#### DATA LINES
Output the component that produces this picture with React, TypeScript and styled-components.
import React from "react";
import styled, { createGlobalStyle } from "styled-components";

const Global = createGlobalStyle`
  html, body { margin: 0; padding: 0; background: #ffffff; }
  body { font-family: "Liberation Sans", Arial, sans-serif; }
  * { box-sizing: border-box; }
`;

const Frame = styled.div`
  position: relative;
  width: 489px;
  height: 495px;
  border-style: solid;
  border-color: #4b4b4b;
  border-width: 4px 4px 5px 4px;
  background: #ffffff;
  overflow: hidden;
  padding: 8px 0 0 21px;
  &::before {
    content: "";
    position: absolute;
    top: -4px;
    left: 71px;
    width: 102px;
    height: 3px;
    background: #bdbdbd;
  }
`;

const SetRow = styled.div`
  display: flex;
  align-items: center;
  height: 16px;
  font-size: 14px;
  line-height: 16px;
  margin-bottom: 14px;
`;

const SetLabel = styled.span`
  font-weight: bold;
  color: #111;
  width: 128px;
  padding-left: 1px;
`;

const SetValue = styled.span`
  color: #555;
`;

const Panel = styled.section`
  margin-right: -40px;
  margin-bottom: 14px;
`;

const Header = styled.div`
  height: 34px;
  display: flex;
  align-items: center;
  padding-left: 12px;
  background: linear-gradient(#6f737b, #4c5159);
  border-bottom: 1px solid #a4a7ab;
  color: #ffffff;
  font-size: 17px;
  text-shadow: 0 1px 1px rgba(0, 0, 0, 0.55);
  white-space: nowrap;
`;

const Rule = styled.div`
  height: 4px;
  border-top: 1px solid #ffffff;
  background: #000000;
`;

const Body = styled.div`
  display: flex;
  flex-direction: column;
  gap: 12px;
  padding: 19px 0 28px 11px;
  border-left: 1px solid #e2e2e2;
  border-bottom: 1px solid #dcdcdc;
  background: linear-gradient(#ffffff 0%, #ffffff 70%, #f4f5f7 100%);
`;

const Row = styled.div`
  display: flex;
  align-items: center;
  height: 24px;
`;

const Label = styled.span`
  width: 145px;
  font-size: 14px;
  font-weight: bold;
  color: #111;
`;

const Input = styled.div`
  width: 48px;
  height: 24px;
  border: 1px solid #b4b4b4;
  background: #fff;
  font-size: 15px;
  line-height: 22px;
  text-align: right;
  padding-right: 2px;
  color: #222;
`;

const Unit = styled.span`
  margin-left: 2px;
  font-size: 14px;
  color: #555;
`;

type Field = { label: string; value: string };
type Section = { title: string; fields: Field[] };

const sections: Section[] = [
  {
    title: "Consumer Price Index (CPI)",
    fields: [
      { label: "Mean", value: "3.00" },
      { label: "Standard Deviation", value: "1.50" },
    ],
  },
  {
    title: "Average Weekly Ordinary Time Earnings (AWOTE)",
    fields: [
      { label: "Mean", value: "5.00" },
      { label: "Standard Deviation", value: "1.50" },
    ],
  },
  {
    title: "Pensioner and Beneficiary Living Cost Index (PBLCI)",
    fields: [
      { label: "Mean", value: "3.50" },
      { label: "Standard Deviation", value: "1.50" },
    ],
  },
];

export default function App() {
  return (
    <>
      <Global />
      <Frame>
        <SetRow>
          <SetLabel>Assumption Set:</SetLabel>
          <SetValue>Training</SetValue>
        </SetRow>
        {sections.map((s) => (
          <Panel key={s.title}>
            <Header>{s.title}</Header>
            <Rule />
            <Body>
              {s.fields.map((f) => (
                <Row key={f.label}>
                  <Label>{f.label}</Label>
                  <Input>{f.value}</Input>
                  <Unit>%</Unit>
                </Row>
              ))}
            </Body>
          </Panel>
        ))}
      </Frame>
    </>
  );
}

#### STATED GOAL
Extract every line above containing the word "components".

#### ANSWER TO THIS EXERCISE
Output the component that produces this picture with React, TypeScript and styled-components.
import styled, { createGlobalStyle } from "styled-components";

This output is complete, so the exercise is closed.